Set exercise -
The required output is the block of lines from the line with "Give me the React" to the line with "export default App;", endpoints included and pictures omitted.

Pages as source code -
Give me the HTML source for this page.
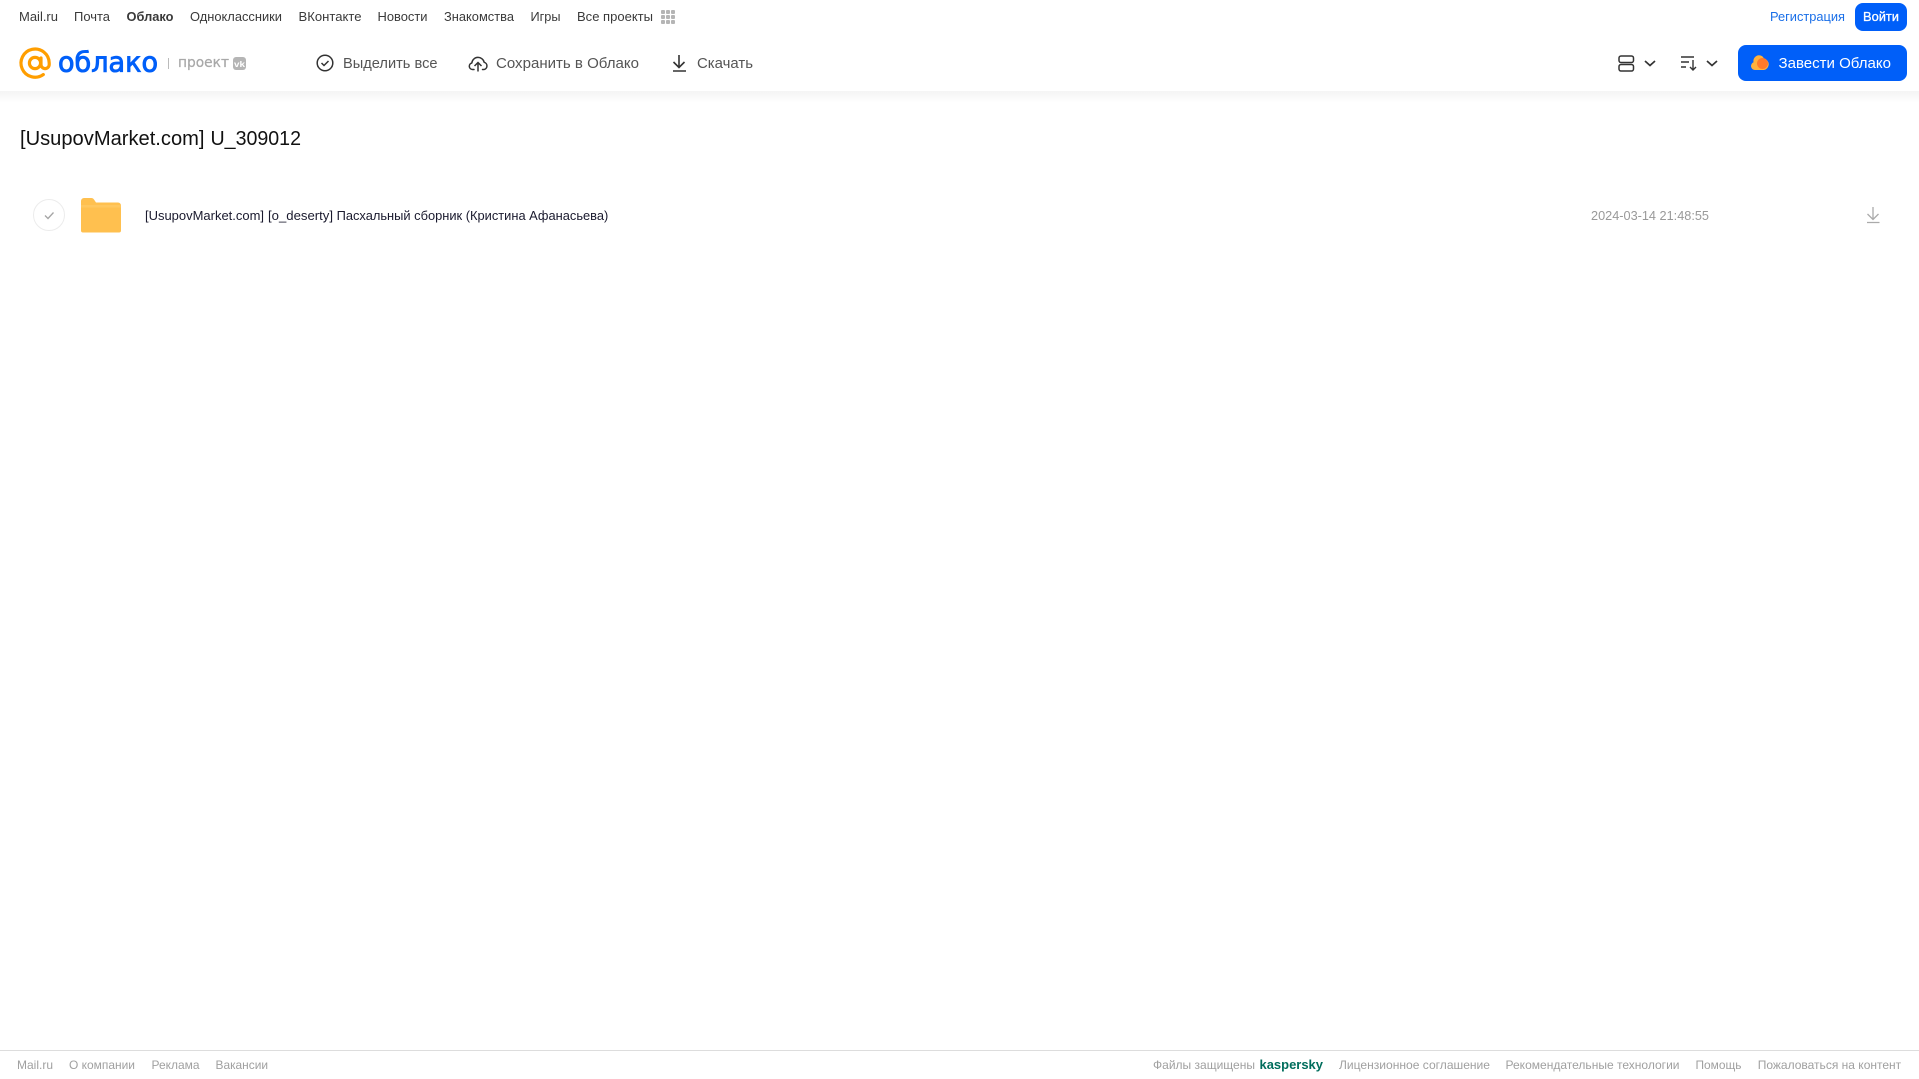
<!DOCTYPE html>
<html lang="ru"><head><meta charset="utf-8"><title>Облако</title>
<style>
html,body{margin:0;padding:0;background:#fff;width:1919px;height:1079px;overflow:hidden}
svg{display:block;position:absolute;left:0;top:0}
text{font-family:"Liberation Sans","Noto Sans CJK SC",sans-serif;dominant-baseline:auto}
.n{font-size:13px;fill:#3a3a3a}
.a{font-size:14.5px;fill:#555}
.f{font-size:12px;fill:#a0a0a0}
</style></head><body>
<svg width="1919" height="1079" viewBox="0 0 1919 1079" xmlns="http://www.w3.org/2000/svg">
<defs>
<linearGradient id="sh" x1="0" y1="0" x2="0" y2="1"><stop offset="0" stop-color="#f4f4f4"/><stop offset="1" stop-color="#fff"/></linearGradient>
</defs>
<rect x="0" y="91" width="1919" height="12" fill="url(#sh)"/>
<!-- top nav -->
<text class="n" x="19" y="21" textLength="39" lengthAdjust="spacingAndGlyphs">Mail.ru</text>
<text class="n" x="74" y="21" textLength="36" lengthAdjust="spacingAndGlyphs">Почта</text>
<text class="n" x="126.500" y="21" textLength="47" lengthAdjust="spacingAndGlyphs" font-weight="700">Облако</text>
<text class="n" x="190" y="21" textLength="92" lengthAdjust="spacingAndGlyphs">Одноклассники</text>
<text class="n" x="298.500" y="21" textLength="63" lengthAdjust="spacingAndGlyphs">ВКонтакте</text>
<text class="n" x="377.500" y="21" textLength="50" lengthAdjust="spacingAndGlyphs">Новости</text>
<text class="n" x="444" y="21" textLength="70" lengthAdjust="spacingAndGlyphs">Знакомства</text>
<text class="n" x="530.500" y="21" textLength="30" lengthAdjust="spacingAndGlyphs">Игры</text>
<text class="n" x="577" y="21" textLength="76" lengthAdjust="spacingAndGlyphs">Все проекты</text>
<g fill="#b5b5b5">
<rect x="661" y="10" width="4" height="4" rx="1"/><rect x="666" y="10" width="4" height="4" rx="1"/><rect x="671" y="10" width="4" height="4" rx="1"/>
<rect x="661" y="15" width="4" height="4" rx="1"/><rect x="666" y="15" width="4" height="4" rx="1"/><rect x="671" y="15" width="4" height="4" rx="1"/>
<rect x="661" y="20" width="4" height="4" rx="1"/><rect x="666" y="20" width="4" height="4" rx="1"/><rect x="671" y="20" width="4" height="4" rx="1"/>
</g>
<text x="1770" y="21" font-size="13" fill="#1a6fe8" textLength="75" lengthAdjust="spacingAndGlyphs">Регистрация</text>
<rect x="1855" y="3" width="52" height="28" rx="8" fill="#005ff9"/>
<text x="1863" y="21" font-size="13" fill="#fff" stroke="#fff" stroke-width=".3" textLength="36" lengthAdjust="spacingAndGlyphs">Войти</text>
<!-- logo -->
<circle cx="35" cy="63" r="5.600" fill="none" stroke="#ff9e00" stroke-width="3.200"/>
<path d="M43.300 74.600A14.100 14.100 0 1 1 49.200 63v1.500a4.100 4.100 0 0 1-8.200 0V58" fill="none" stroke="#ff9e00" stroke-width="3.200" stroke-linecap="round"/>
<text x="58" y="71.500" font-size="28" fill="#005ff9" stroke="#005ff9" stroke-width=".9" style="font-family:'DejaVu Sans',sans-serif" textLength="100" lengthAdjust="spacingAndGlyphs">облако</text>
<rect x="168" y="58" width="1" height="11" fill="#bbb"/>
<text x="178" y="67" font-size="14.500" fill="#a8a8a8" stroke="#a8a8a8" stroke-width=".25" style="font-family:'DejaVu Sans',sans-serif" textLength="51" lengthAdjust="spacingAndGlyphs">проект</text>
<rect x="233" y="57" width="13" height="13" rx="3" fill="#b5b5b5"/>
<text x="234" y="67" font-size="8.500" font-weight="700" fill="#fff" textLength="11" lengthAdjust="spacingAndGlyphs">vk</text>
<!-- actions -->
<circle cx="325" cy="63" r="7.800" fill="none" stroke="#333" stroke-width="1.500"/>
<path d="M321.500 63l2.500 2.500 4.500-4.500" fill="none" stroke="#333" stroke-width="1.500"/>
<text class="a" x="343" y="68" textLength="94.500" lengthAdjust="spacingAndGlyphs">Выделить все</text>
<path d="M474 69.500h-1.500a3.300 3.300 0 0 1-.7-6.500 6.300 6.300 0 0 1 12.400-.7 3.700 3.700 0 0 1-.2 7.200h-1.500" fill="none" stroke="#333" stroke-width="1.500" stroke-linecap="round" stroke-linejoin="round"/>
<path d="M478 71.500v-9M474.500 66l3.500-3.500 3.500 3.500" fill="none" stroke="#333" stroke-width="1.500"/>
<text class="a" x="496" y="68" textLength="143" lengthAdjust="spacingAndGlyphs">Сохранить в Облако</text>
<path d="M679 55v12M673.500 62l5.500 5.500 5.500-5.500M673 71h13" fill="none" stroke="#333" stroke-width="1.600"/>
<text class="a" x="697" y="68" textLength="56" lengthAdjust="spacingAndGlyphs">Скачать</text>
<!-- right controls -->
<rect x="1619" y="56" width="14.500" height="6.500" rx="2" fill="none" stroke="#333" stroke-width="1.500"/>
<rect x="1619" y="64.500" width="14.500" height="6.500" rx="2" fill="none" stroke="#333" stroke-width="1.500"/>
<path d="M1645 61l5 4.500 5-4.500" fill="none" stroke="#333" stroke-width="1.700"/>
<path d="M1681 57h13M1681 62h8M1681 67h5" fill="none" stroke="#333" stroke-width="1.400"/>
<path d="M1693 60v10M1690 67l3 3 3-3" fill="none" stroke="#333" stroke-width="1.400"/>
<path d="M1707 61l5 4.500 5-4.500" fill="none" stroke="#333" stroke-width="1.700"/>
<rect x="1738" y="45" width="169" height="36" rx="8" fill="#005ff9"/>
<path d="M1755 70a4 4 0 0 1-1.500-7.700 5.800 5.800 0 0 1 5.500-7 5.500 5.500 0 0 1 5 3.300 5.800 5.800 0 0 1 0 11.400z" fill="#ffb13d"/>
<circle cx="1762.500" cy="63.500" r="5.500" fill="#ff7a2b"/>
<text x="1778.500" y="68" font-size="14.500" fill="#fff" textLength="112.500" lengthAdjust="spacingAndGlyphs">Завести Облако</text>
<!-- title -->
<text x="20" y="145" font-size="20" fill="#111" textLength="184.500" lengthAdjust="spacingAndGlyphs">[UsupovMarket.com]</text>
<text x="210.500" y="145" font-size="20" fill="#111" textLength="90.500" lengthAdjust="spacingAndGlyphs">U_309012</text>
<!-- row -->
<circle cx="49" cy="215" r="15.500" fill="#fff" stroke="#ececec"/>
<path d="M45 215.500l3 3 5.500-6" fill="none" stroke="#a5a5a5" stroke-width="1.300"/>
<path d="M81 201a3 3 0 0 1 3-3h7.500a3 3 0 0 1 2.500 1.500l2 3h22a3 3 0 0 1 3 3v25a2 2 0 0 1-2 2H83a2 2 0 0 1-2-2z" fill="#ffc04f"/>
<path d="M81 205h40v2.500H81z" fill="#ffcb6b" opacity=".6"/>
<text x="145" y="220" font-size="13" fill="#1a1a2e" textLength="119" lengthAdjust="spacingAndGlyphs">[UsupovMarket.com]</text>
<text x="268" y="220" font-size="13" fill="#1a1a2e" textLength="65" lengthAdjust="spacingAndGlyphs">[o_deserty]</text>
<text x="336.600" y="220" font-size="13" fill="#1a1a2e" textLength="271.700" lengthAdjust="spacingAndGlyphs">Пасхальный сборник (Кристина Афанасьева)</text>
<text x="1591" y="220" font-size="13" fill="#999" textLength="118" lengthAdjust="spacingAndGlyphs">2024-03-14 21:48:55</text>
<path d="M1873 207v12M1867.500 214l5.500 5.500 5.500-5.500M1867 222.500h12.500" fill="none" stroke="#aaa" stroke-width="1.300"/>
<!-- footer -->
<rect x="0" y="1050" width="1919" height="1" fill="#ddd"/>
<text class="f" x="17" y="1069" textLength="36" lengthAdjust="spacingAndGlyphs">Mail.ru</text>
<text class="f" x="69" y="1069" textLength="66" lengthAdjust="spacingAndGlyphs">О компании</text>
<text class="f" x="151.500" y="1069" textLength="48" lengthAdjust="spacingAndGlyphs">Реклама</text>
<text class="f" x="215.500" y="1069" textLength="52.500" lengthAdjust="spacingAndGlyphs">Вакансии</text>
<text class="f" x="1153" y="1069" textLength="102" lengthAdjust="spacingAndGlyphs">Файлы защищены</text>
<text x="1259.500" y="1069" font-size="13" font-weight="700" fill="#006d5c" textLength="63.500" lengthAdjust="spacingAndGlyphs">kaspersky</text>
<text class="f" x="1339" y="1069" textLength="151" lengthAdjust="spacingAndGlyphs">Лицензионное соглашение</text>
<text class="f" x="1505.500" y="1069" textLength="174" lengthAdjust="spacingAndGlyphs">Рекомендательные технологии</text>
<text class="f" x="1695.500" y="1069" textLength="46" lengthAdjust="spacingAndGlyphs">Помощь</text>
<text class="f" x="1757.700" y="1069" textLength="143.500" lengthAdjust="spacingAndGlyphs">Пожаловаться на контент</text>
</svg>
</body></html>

==

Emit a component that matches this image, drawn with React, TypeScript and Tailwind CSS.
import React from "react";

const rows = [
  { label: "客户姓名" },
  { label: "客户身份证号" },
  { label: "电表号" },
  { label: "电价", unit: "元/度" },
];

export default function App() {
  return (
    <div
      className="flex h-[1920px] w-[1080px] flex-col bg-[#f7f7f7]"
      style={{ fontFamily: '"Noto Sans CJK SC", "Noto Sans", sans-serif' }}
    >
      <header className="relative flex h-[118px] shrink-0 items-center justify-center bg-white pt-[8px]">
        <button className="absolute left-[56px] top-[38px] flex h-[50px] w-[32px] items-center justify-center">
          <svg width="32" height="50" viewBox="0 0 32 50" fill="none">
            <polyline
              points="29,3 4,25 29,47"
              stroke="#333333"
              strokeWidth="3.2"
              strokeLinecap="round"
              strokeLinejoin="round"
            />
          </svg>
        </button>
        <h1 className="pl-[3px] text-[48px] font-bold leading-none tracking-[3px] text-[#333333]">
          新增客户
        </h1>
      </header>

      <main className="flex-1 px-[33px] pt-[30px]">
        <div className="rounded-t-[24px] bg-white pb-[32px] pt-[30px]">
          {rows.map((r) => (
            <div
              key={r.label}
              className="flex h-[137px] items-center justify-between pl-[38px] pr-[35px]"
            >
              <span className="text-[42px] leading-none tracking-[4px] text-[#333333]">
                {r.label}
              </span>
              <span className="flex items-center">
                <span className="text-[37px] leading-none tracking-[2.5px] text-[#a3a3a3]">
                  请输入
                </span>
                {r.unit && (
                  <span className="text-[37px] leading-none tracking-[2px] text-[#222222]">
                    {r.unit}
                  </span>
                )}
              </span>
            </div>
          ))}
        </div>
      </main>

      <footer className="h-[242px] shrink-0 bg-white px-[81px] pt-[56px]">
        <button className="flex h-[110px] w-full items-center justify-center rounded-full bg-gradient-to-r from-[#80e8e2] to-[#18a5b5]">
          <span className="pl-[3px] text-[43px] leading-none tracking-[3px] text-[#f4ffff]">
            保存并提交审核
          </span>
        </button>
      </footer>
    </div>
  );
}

---

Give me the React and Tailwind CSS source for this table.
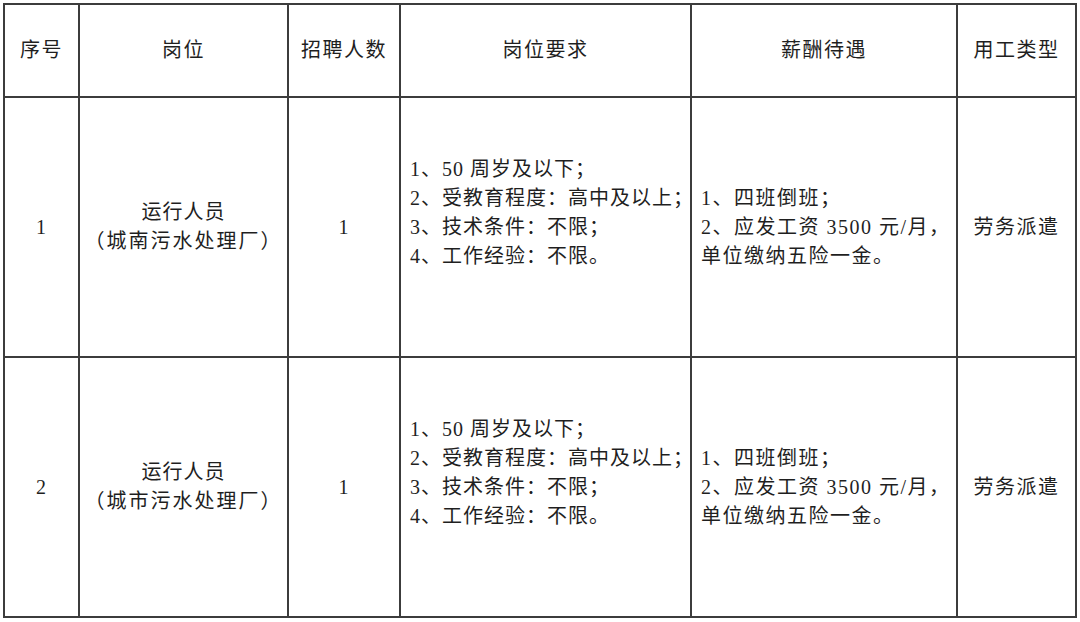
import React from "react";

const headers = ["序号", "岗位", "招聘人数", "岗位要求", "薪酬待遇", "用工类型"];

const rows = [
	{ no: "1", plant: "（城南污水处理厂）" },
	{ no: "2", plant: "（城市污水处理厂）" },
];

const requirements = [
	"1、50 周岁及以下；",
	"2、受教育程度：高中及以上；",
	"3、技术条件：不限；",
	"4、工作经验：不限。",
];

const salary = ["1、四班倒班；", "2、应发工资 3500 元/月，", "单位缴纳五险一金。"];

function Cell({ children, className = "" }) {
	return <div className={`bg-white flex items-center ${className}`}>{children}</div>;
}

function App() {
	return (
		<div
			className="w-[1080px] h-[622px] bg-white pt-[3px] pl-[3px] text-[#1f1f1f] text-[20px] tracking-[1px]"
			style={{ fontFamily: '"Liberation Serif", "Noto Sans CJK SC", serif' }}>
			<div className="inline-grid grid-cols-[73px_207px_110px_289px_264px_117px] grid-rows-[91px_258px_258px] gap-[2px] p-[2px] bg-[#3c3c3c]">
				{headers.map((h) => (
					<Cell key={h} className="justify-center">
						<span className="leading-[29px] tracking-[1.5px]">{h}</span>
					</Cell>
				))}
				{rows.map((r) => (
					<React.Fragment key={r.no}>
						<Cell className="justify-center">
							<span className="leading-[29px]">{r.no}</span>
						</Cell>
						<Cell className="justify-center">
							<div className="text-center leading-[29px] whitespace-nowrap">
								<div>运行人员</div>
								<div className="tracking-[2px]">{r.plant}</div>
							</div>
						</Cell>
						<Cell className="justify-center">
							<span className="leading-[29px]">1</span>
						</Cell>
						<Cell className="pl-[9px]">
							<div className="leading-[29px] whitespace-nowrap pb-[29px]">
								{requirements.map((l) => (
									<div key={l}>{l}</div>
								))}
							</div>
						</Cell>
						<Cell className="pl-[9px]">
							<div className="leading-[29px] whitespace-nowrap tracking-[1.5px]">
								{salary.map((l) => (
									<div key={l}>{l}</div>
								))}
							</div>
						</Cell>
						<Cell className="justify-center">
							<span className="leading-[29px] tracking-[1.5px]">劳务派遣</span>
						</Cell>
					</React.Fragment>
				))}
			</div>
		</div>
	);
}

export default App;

Answer to this task -
Give me the React and Tailwind CSS source for this table.
import React from "react";

const headers = ["序号", "岗位", "招聘人数", "岗位要求", "薪酬待遇", "用工类型"];

const rows = [
	{ no: "1", plant: "（城南污水处理厂）" },
	{ no: "2", plant: "（城市污水处理厂）" },
];

const requirements = [
	"1、50 周岁及以下；",
	"2、受教育程度：高中及以上；",
	"3、技术条件：不限；",
	"4、工作经验：不限。",
];

const salary = ["1、四班倒班；", "2、应发工资 3500 元/月，", "单位缴纳五险一金。"];

function Cell({ children, className = "" }) {
	return <div className={`bg-white flex items-center ${className}`}>{children}</div>;
}

function App() {
	return (
		<div
			className="w-[1080px] h-[622px] bg-white pt-[3px] pl-[3px] text-[#1f1f1f] text-[20px] tracking-[1px]"
			style={{ fontFamily: '"Liberation Serif", "Noto Sans CJK SC", serif' }}>
			<div className="inline-grid grid-cols-[73px_207px_110px_289px_264px_117px] grid-rows-[91px_258px_258px] gap-[2px] p-[2px] bg-[#3c3c3c]">
				{headers.map((h) => (
					<Cell key={h} className="justify-center">
						<span className="leading-[29px] tracking-[1.5px]">{h}</span>
					</Cell>
				))}
				{rows.map((r) => (
					<React.Fragment key={r.no}>
						<Cell className="justify-center">
							<span className="leading-[29px]">{r.no}</span>
						</Cell>
						<Cell className="justify-center">
							<div className="text-center leading-[29px] whitespace-nowrap">
								<div>运行人员</div>
								<div className="tracking-[2px]">{r.plant}</div>
							</div>
						</Cell>
						<Cell className="justify-center">
							<span className="leading-[29px]">1</span>
						</Cell>
						<Cell className="pl-[9px]">
							<div className="leading-[29px] whitespace-nowrap pb-[29px]">
								{requirements.map((l) => (
									<div key={l}>{l}</div>
								))}
							</div>
						</Cell>
						<Cell className="pl-[9px]">
							<div className="leading-[29px] whitespace-nowrap tracking-[1.5px]">
								{salary.map((l) => (
									<div key={l}>{l}</div>
								))}
							</div>
						</Cell>
						<Cell className="justify-center">
							<span className="leading-[29px] tracking-[1.5px]">劳务派遣</span>
						</Cell>
					</React.Fragment>
				))}
			</div>
		</div>
	);
}

export default App;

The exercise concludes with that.